> **TASK DESCRIPTION**: Among the lines listed below, count those that include the string "React", and state only the count.

>>>

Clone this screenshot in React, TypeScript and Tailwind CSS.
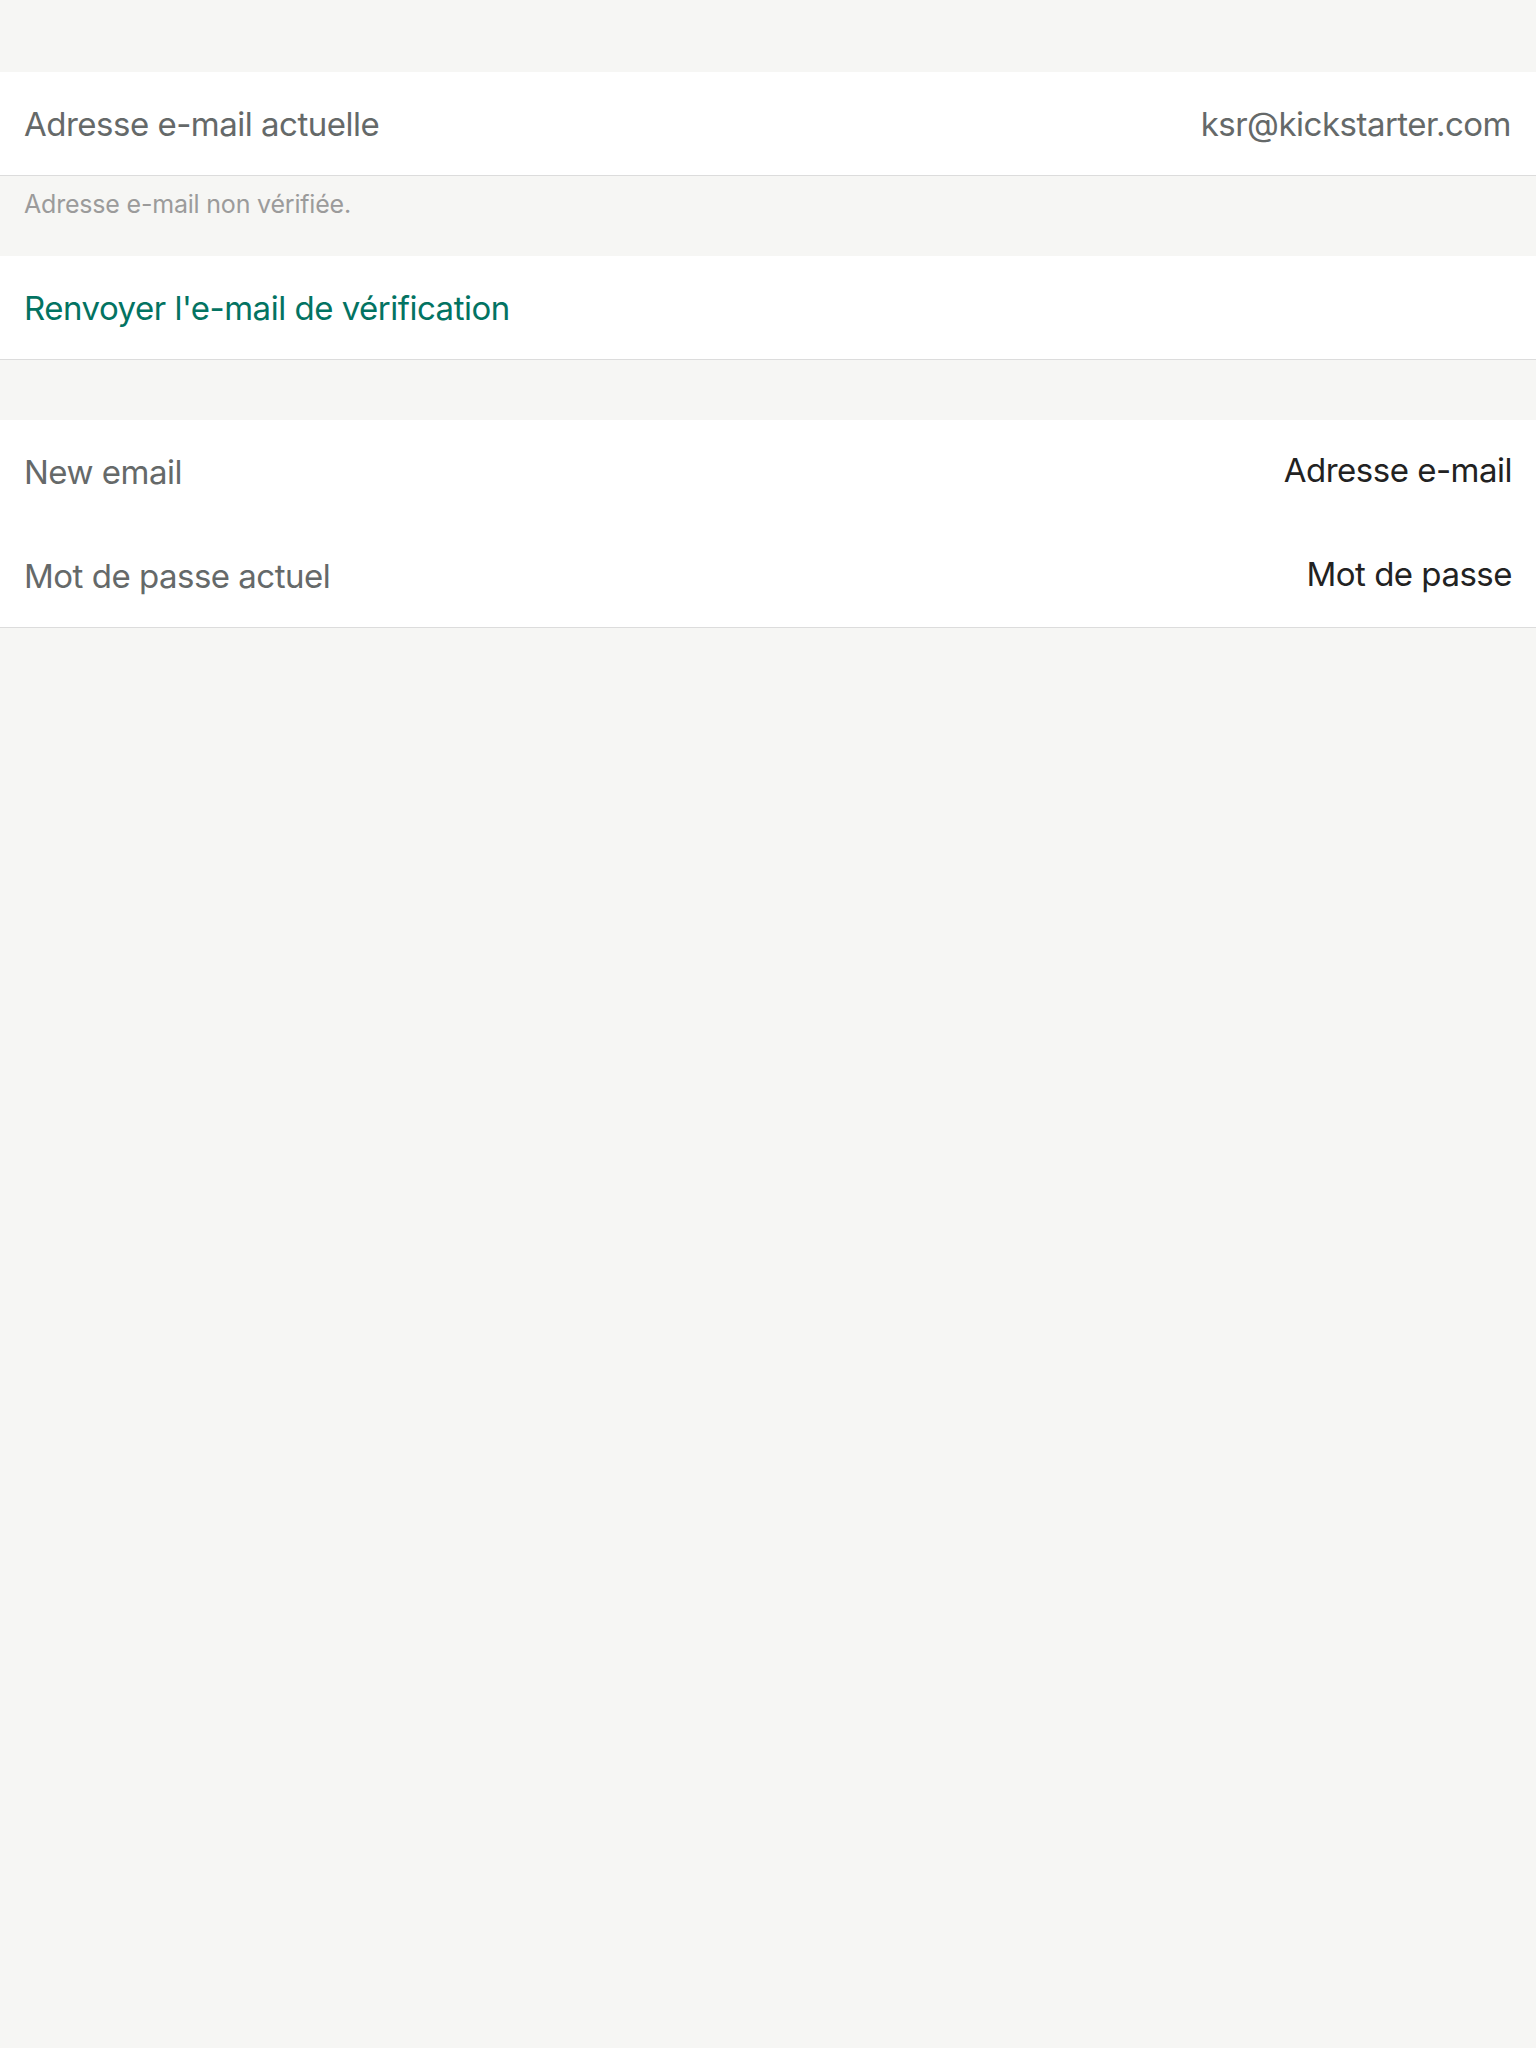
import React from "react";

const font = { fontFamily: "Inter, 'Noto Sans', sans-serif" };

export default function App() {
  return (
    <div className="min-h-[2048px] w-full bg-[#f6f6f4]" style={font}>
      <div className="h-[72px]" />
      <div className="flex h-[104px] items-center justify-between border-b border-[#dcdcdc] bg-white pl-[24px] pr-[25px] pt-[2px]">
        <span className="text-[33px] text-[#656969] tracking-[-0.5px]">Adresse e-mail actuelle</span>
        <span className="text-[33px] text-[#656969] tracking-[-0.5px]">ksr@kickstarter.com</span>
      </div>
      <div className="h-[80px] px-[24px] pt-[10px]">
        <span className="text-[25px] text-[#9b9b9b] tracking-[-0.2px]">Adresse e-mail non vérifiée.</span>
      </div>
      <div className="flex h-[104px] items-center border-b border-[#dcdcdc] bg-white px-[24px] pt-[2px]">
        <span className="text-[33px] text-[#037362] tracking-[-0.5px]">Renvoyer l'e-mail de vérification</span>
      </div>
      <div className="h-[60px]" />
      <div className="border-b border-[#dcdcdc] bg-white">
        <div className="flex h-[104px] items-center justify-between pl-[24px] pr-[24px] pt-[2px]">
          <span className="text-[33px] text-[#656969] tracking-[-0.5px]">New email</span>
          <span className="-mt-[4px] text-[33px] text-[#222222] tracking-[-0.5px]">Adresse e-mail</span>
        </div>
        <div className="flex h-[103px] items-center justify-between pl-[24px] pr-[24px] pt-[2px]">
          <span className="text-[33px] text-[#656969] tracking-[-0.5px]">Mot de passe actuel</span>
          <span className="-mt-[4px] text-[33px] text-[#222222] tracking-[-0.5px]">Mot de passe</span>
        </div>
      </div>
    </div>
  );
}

<<<

> **RESULT FOR THIS TASK**: 2